What is being asked
Quote the data exactly, first line to the line containing "const NODE_H = 56;", with no pictures.
begin Data
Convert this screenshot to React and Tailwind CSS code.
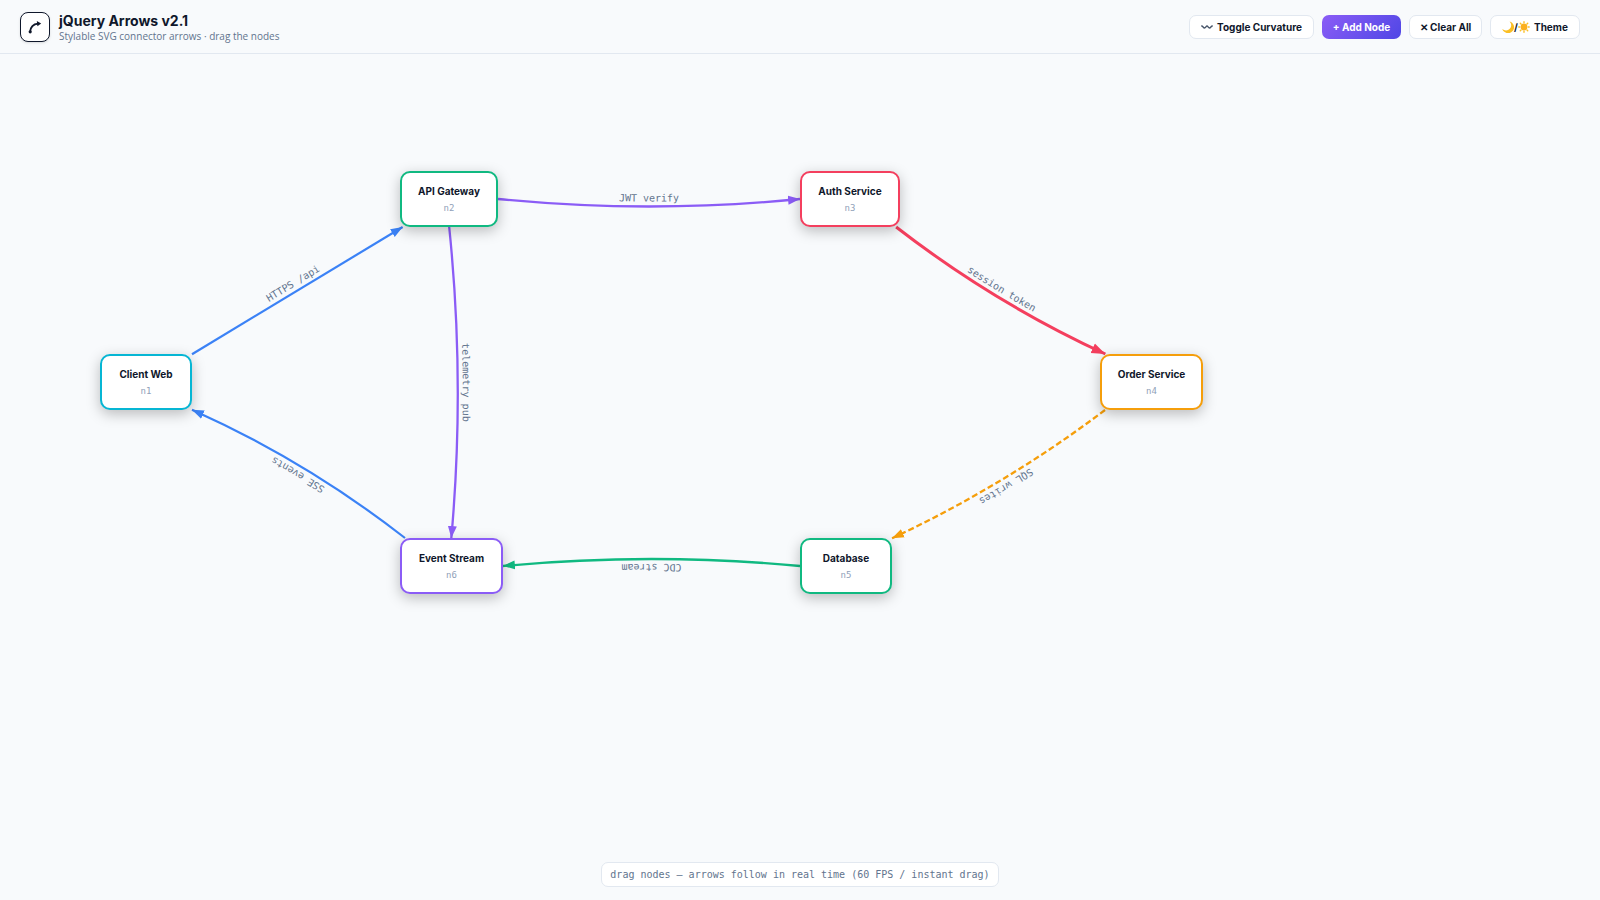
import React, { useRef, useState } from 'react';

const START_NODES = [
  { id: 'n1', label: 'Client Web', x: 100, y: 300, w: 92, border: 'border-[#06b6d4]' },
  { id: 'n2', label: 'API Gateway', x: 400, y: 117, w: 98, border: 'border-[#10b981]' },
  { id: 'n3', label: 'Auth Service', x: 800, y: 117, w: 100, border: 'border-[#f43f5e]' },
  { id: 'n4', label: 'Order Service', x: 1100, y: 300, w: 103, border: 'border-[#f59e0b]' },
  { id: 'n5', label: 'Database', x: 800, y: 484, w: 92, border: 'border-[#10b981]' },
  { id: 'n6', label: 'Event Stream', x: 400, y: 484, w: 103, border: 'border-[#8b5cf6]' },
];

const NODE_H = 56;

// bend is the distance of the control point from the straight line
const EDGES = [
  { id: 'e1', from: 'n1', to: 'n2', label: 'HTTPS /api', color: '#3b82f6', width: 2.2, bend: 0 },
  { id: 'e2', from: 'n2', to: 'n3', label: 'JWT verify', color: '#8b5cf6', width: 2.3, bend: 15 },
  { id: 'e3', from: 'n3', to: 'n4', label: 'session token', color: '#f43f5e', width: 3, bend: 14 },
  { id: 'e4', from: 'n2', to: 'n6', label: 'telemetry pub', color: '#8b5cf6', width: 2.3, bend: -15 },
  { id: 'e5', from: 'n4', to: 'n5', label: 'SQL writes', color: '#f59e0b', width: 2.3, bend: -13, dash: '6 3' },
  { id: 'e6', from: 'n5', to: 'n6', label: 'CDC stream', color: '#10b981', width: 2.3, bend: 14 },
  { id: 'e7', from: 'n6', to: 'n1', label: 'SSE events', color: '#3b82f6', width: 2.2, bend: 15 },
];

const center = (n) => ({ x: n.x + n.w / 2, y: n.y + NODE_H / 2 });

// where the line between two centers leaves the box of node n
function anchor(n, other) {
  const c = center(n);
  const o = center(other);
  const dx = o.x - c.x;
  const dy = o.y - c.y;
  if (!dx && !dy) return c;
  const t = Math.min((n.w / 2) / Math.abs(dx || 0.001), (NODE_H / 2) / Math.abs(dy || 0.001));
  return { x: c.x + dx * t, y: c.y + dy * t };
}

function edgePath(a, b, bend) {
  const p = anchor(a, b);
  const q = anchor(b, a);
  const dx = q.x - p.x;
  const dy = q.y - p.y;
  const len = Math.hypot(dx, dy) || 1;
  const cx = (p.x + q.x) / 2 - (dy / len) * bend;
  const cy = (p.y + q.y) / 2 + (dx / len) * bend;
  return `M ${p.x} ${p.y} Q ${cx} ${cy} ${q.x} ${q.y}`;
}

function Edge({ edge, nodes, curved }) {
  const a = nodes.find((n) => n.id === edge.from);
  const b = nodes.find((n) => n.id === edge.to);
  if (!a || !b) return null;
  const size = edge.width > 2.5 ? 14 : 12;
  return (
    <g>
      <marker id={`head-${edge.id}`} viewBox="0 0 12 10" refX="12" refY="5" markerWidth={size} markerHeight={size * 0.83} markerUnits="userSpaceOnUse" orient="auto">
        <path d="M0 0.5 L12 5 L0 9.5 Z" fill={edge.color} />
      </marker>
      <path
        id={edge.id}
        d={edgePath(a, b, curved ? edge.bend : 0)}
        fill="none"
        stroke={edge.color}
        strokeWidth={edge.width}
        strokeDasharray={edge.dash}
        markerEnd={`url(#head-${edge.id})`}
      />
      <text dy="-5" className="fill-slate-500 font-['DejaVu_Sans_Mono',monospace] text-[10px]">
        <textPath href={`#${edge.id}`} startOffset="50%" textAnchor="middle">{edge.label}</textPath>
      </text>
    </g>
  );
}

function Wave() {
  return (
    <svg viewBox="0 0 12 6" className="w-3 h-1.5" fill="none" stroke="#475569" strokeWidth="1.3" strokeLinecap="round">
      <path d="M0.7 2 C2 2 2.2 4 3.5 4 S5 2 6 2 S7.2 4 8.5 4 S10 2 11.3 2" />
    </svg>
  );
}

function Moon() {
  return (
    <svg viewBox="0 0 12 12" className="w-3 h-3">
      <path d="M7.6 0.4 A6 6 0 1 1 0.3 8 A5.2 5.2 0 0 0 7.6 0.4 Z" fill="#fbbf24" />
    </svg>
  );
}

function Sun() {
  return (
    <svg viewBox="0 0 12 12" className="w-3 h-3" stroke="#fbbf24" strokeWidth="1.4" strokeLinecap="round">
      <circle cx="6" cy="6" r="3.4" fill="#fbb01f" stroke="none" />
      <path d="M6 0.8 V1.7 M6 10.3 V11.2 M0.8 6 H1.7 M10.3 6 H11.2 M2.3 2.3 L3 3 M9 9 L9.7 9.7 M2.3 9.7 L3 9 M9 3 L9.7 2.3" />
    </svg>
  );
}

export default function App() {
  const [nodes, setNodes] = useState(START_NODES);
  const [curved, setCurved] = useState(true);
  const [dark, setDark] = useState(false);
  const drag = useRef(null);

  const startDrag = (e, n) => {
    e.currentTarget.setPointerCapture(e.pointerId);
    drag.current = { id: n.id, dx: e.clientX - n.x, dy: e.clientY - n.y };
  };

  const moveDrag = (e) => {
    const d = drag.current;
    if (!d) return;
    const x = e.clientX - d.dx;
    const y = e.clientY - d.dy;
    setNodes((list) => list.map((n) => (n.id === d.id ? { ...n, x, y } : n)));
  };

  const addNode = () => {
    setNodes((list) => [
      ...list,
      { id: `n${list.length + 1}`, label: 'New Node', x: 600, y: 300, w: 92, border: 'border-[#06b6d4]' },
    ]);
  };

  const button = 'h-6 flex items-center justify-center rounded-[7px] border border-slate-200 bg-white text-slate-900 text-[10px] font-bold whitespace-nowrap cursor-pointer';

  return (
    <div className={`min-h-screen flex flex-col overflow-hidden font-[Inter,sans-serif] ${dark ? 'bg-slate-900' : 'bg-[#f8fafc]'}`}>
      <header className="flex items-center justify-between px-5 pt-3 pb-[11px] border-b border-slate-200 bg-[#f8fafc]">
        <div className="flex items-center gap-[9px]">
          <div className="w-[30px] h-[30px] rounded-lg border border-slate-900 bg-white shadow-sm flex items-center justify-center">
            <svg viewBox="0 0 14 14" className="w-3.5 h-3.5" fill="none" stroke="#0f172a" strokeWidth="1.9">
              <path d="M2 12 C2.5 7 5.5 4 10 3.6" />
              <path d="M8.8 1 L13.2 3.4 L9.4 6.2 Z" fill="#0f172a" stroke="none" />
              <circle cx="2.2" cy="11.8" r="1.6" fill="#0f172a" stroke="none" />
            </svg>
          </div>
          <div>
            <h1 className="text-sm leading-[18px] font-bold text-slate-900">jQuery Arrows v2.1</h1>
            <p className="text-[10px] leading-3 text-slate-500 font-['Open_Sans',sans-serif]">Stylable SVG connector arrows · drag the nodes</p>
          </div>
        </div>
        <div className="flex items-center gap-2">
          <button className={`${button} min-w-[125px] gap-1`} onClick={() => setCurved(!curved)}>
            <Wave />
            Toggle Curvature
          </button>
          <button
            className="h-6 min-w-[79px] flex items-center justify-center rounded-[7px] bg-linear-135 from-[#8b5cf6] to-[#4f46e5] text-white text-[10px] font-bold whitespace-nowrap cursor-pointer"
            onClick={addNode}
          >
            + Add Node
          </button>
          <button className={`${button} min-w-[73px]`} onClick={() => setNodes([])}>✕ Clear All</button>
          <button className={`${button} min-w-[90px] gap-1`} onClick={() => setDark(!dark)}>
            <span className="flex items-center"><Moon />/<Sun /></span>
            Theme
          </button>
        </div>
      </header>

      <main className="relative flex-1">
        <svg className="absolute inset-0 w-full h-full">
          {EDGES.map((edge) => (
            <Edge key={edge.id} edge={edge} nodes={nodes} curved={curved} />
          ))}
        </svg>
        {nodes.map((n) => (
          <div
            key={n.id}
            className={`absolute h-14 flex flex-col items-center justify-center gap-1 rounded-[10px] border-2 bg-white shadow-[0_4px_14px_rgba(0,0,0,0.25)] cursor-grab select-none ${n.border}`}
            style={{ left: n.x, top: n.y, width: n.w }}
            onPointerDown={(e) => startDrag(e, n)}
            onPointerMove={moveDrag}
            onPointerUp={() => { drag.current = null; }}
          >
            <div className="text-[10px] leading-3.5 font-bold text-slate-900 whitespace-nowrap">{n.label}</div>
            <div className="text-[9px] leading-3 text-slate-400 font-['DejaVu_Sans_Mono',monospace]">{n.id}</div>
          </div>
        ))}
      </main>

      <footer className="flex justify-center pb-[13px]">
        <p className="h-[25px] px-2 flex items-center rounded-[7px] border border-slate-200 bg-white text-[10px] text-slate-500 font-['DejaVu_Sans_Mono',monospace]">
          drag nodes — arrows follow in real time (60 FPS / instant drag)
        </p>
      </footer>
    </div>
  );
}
end Data
Result of the task
Convert this screenshot to React and Tailwind CSS code.
import React, { useRef, useState } from 'react';

const START_NODES = [
  { id: 'n1', label: 'Client Web', x: 100, y: 300, w: 92, border: 'border-[#06b6d4]' },
  { id: 'n2', label: 'API Gateway', x: 400, y: 117, w: 98, border: 'border-[#10b981]' },
  { id: 'n3', label: 'Auth Service', x: 800, y: 117, w: 100, border: 'border-[#f43f5e]' },
  { id: 'n4', label: 'Order Service', x: 1100, y: 300, w: 103, border: 'border-[#f59e0b]' },
  { id: 'n5', label: 'Database', x: 800, y: 484, w: 92, border: 'border-[#10b981]' },
  { id: 'n6', label: 'Event Stream', x: 400, y: 484, w: 103, border: 'border-[#8b5cf6]' },
];

const NODE_H = 56;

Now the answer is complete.